[Begin]

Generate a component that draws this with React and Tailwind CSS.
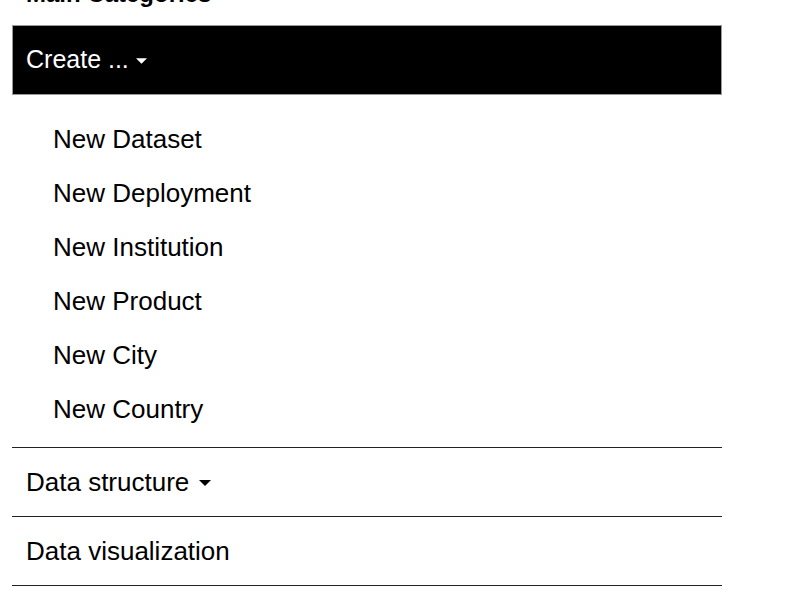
import React from "react";

const Caret = ({ className }) => (
  <svg viewBox="0 0 12 6" className={className} fill="currentColor">
    <path d="M0 0 L12 0 L6 6 Z" />
  </svg>
);

const createItems = [
  "New Dataset",
  "New Deployment",
  "New Institution",
  "New Product",
  "New City",
  "New Country",
];

export default function App() {
  return (
    <div
      className="min-h-screen bg-white text-black overflow-hidden"
      style={{ fontFamily: '"Liberation Sans", Arial, sans-serif' }}
    >
      <div className="w-[710px] ml-[12px]">
        <h2 className="-mt-[20px] h-[45px] pl-[14px] text-[24px] font-bold leading-[28px]">
          Main Categories
        </h2>

        {/* Create dropdown, open */}
        <button className="flex h-[70px] w-full items-center gap-[7px] border border-[#9a9a9a] bg-black pl-[13px] text-[25px] text-white">
          <span>Create ...</span>
          <Caret className="mt-[1px] h-[6px] w-[11px]" />
        </button>
        <ul className="pt-[17px] pb-[11px] border-b-[1.5px] border-[#222]">
          {createItems.map((item) => (
            <li
              key={item}
              className="flex h-[54px] items-center pl-[41px] text-[26px]"
            >
              {item}
            </li>
          ))}
        </ul>

        <div className="flex h-[69px] items-center gap-[10px] border-b-[1.5px] border-[#222] pl-[14px] text-[26px]">
          <span>Data structure</span>
          <Caret className="mt-[1px] h-[6px] w-[12px]" />
        </div>
        <div className="flex h-[69px] items-center border-b-[1.5px] border-[#222] pl-[14px] text-[26px]">
          Data visualization
        </div>
      </div>
    </div>
  );
}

[End]

● **Task to complete**
Write the lines above out again exactly, without any of their pictures.

● **Response**
Generate a component that draws this with React and Tailwind CSS.
import React from "react";

const Caret = ({ className }) => (
  <svg viewBox="0 0 12 6" className={className} fill="currentColor">
    <path d="M0 0 L12 0 L6 6 Z" />
  </svg>
);

const createItems = [
  "New Dataset",
  "New Deployment",
  "New Institution",
  "New Product",
  "New City",
  "New Country",
];

export default function App() {
  return (
    <div
      className="min-h-screen bg-white text-black overflow-hidden"
      style={{ fontFamily: '"Liberation Sans", Arial, sans-serif' }}
    >
      <div className="w-[710px] ml-[12px]">
        <h2 className="-mt-[20px] h-[45px] pl-[14px] text-[24px] font-bold leading-[28px]">
          Main Categories
        </h2>

        {/* Create dropdown, open */}
        <button className="flex h-[70px] w-full items-center gap-[7px] border border-[#9a9a9a] bg-black pl-[13px] text-[25px] text-white">
          <span>Create ...</span>
          <Caret className="mt-[1px] h-[6px] w-[11px]" />
        </button>
        <ul className="pt-[17px] pb-[11px] border-b-[1.5px] border-[#222]">
          {createItems.map((item) => (
            <li
              key={item}
              className="flex h-[54px] items-center pl-[41px] text-[26px]"
            >
              {item}
            </li>
          ))}
        </ul>

        <div className="flex h-[69px] items-center gap-[10px] border-b-[1.5px] border-[#222] pl-[14px] text-[26px]">
          <span>Data structure</span>
          <Caret className="mt-[1px] h-[6px] w-[12px]" />
        </div>
        <div className="flex h-[69px] items-center border-b-[1.5px] border-[#222] pl-[14px] text-[26px]">
          Data visualization
        </div>
      </div>
    </div>
  );
}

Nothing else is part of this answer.